While the rate of this drift has slowed, it is still estimated to be roughly five centimetres per year. With such gigantic land masses involved, this is sufficient to generate enormous tension along the 2,400km boundary between the plates.

"Considering such fast convergence rates, it is not surprising that this plate boundary has generated two great earthquakes during the last century," a team of three Indian seismologists, led by C P Rajendran of the Jawaharlal Nehru Centre for Advanced Scientific Research in Bengaluru, wrote in a paper published in the Journal of Geophysical Research in March.

The scientists were referring to two great “ruptures” – one in 1905 near the Indian state of Himachal Pradesh and another in 1934 in eastern Nepal.

“However, only less than 50 per cent of the Himalayan arc has ruptured in the last 200 years, and the inferred existence of unbroken segments raises concerns about impending great earthquakes,” the paper said.

Of the 600km along the unruptured central seismic gap, roughly 150km fell into the zone affected by Saturday’s quake in Nepal. That still leaves more than 400km of the gap stressed and vulnerable to a great earthquake.

These 400km encompass some of Nepal and sections of northern India, including the hill states of Uttarakhand and Himachal Pradesh, as well as parts of western Bihar.

“The Nepal quake propagated east, not south,” Dr Rajendran said. “South would have been far worse, because it would have come into the plains of northern India. The plains amplify the energy of the earthquake, so that even a 6.5-magnitude quake will cause a lot of damage.”
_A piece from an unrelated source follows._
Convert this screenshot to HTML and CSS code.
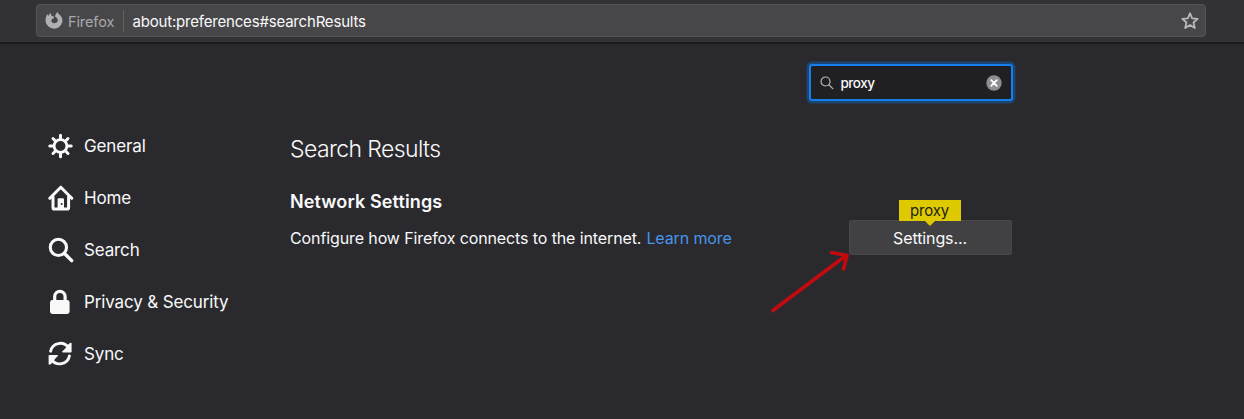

The anticipated earthquake in the central seismic gap will almost certainly affect the plains, and with a magnitude of 8.5, it can wreak widespread destruction.

“Some scientists are even saying that it could be of magnitude 9, although I don’t think that will happen,” Dr Rajendran said. “Usually a 9-magnitude quake will happen along much longer fault lines than the Himalayan one.”

The damage from a great earthquake in the plains of northern India is difficult to imagine.

The 1905 earthquake, with a magnitude of between 7.8 and 8, killed nearly 20,000 people. The 1934 quake, with a magnitude of 8.2, killed an estimated 17,000 in India and Nepal.

The region is now much more heavily populated, leaving far more people at the mercy of a quake.

A study called the Himalayan Seismic Hazard, published in the journal Science in 2001, estimated that roughly 50 million people were at risk from a great Himalayan quake, many of them in the plains of north India.

Casualties from earthquakes are largely a result of the collapse of shoddily constructed buildings, which are rife in Nepal and northern India, particularly in secondary towns and villages.

“I was walking through that very area where that earthquake was, and I thought at the very time that the area was headed for trouble,” James Jackson, head of the earth sciences department at the University of Cambridge, told the Associated Press.

Mr Jackson had been in Kathmandu just a week before the quake hit, as part of a conference on how to better prepare the congested urban centres of Nepal and India for a repeat of the 1934 quake.

“It’s buildings that kill people, not earthquakes,” Mr Jackson said. “The construction is appalling in Kathmandu.”

Mr Muthumani, who analyses the structural strength of buildings, said he observed on a visit to Nepal last year how poor the quality of construction was.

“It was just random masonry, not well connected,” he said. “In the villages, nobody follows building codes at all.

“But that is what is needed. After the earthquake in Gujarat in 2001, the Ahmedabad municipality started setting regulations.”

“That kind of situation is only now evolving across the region,” he said. “But it needs time and money, and in these parts, that is always a problem.”